TASK REQUIREMENTS
Pick out every line with the word "page" and copy it.

DATASET CONTENT
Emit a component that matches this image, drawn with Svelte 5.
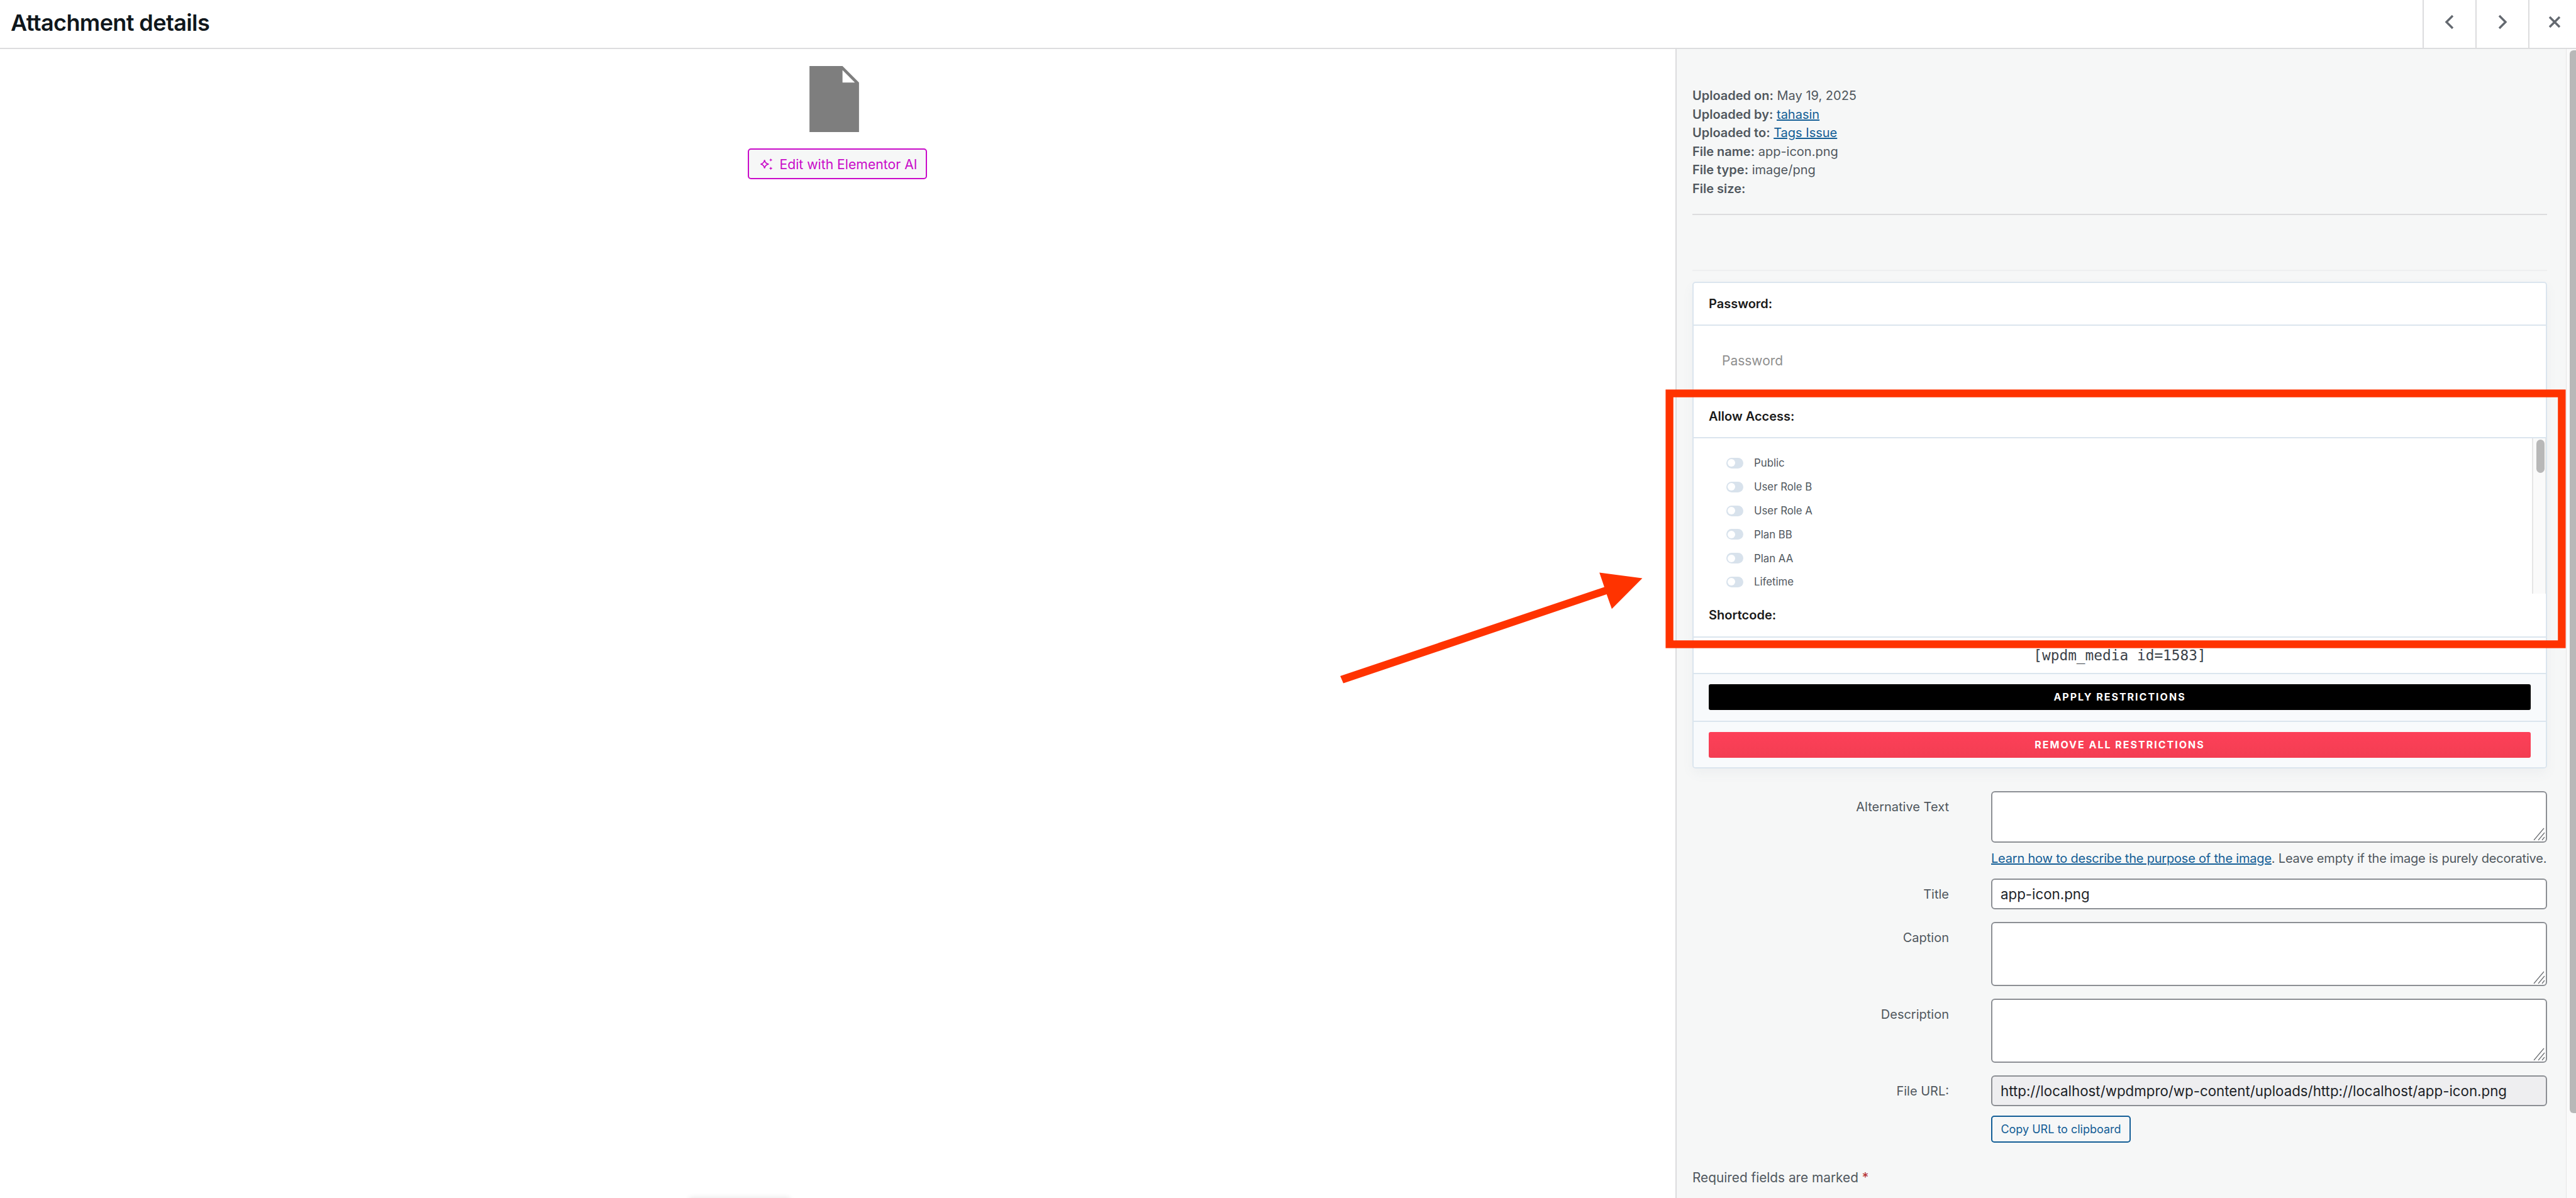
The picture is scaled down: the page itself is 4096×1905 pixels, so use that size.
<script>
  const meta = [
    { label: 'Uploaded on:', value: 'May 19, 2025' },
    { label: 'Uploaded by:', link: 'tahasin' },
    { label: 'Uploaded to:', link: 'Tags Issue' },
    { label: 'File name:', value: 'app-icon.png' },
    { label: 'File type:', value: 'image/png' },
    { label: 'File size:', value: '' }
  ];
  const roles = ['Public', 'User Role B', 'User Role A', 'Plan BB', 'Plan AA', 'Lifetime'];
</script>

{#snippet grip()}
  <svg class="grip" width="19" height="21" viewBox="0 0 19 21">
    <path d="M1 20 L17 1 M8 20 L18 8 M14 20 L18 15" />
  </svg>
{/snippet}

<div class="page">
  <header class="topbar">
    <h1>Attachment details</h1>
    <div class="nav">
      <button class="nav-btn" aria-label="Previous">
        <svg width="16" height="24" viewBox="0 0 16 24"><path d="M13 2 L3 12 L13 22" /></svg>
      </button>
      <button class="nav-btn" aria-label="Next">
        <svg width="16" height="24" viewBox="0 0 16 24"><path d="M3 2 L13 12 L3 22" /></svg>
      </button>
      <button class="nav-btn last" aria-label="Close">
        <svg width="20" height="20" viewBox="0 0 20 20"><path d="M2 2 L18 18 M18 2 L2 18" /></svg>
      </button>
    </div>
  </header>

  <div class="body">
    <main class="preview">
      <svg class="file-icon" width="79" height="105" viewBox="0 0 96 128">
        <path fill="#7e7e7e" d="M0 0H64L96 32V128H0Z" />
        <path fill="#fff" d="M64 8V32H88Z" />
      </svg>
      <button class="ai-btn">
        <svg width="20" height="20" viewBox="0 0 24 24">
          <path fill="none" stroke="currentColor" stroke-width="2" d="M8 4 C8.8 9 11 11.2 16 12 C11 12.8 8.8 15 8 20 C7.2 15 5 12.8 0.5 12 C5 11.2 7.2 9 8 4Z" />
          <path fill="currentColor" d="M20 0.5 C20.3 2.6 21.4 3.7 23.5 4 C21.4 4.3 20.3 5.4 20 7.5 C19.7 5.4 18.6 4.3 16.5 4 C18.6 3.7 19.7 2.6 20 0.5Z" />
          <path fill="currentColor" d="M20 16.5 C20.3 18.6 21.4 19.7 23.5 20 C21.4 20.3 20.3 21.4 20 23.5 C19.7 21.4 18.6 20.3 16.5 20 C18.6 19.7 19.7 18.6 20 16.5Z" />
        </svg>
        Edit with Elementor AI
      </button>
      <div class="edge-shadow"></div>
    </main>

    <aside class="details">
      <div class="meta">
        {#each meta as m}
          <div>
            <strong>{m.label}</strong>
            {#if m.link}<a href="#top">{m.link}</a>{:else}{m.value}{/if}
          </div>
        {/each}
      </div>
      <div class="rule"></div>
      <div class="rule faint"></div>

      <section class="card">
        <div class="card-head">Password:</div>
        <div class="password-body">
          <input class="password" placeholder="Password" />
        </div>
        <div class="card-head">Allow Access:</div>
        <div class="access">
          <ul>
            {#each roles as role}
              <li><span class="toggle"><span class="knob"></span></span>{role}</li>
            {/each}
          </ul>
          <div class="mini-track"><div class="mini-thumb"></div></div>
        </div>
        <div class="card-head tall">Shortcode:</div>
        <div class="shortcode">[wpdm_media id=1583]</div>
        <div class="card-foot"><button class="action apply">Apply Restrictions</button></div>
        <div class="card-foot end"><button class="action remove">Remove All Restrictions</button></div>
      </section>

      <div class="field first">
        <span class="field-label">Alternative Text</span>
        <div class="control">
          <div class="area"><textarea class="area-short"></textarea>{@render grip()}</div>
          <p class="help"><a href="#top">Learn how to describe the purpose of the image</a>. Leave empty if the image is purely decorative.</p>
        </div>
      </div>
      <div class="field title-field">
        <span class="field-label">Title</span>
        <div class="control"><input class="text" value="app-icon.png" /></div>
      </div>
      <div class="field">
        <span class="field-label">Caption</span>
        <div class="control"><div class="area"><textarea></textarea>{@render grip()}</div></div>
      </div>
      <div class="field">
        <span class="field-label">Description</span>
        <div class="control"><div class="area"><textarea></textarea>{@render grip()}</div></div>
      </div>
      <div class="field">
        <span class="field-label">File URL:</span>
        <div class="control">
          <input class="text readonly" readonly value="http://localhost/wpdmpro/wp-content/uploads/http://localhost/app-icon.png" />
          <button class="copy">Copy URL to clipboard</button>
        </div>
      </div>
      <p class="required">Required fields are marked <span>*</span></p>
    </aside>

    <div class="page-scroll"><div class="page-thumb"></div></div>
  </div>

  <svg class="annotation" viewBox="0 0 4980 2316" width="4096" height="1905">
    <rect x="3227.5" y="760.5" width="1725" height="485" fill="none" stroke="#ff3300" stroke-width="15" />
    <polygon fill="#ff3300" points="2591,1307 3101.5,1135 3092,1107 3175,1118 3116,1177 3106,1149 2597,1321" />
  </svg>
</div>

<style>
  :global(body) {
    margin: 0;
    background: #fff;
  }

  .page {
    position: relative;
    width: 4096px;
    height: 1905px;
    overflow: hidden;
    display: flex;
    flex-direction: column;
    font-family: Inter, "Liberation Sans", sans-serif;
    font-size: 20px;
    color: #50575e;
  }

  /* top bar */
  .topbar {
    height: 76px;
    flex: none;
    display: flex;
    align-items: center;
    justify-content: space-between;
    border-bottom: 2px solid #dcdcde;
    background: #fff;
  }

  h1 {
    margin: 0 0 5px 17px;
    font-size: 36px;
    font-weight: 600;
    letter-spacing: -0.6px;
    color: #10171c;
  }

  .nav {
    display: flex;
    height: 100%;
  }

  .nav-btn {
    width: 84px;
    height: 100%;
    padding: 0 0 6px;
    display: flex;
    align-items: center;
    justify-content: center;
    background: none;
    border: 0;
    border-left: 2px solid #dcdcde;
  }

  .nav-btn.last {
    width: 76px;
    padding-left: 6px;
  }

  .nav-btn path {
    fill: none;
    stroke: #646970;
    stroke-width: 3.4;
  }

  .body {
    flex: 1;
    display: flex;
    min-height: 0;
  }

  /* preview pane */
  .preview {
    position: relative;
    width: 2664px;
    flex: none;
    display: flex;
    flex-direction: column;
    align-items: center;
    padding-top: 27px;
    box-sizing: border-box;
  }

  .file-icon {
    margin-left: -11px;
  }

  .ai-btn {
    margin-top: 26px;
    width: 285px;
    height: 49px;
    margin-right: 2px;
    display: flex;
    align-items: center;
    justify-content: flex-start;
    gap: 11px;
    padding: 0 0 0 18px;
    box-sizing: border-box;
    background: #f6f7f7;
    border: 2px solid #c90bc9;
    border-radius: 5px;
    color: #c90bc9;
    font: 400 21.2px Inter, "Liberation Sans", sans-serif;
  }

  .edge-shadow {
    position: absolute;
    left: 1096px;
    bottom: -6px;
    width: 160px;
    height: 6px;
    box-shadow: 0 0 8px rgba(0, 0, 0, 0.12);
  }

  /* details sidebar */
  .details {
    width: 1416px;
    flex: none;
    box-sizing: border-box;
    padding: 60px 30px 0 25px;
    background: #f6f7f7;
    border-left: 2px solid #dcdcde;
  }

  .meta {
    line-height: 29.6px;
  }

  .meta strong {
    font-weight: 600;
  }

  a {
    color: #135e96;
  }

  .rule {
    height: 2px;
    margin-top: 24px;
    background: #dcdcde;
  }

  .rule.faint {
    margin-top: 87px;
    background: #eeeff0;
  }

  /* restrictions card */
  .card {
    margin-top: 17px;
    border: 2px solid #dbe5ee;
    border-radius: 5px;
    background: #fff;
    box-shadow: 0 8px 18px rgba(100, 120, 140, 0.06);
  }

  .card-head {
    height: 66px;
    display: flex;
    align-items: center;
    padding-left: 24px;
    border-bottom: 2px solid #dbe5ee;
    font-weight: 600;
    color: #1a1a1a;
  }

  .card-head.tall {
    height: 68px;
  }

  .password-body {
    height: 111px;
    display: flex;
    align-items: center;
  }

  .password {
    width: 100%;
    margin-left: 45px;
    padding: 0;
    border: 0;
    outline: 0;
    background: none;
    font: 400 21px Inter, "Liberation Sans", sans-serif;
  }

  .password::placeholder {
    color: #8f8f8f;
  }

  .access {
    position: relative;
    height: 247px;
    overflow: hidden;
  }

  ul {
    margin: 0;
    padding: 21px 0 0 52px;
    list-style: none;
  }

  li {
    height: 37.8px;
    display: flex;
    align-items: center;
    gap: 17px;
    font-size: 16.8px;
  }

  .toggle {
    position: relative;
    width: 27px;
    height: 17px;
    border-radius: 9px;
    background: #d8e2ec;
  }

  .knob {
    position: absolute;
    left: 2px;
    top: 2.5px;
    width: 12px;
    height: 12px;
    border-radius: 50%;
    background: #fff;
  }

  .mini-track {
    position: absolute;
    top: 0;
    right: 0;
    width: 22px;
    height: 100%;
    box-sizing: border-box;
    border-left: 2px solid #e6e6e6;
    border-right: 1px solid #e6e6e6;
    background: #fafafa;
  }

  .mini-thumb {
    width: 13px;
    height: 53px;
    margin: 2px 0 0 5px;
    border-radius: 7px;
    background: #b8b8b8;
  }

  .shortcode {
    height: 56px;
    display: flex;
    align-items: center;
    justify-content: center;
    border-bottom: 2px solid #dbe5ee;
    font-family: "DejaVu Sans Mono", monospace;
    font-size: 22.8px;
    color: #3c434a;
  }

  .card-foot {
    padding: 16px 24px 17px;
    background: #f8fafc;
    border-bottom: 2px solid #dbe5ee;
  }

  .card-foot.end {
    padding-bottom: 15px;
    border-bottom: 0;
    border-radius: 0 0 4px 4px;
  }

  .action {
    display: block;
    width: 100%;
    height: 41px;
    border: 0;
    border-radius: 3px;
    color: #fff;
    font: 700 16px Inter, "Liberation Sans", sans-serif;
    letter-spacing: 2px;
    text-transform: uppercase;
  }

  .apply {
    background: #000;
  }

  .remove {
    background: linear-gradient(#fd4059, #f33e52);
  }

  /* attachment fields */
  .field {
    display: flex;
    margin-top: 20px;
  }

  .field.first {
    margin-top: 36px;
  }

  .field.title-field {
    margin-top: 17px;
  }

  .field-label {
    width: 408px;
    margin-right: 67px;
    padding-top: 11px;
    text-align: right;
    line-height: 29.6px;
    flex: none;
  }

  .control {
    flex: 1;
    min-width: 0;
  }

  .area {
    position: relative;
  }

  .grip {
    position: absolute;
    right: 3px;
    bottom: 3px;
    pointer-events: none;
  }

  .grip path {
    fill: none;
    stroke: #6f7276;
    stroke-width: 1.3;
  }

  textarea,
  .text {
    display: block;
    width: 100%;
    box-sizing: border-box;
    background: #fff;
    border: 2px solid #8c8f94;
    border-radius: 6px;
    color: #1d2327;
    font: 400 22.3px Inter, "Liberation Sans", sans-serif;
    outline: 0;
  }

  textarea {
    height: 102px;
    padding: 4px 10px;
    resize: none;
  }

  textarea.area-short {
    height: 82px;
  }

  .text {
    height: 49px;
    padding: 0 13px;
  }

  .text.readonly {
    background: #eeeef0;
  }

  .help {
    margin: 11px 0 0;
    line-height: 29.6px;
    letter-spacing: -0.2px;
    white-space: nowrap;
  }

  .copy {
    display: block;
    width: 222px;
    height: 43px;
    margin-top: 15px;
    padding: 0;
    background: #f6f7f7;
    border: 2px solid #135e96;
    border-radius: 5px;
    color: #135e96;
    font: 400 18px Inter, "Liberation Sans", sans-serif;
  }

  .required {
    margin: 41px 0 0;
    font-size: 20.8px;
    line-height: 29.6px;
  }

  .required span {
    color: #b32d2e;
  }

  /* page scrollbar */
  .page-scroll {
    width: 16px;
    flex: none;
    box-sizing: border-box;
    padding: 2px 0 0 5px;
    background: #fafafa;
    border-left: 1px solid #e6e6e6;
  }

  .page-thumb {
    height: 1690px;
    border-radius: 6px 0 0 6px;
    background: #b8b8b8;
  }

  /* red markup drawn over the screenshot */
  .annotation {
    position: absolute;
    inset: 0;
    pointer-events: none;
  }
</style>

WRITTEN SOLUTION
The picture is scaled down: the page itself is 4096×1905 pixels, so use that size.
<div class="page">
    <div class="page-scroll"><div class="page-thumb"></div></div>
  .page {
  /* page scrollbar */
  .page-scroll {
  .page-thumb {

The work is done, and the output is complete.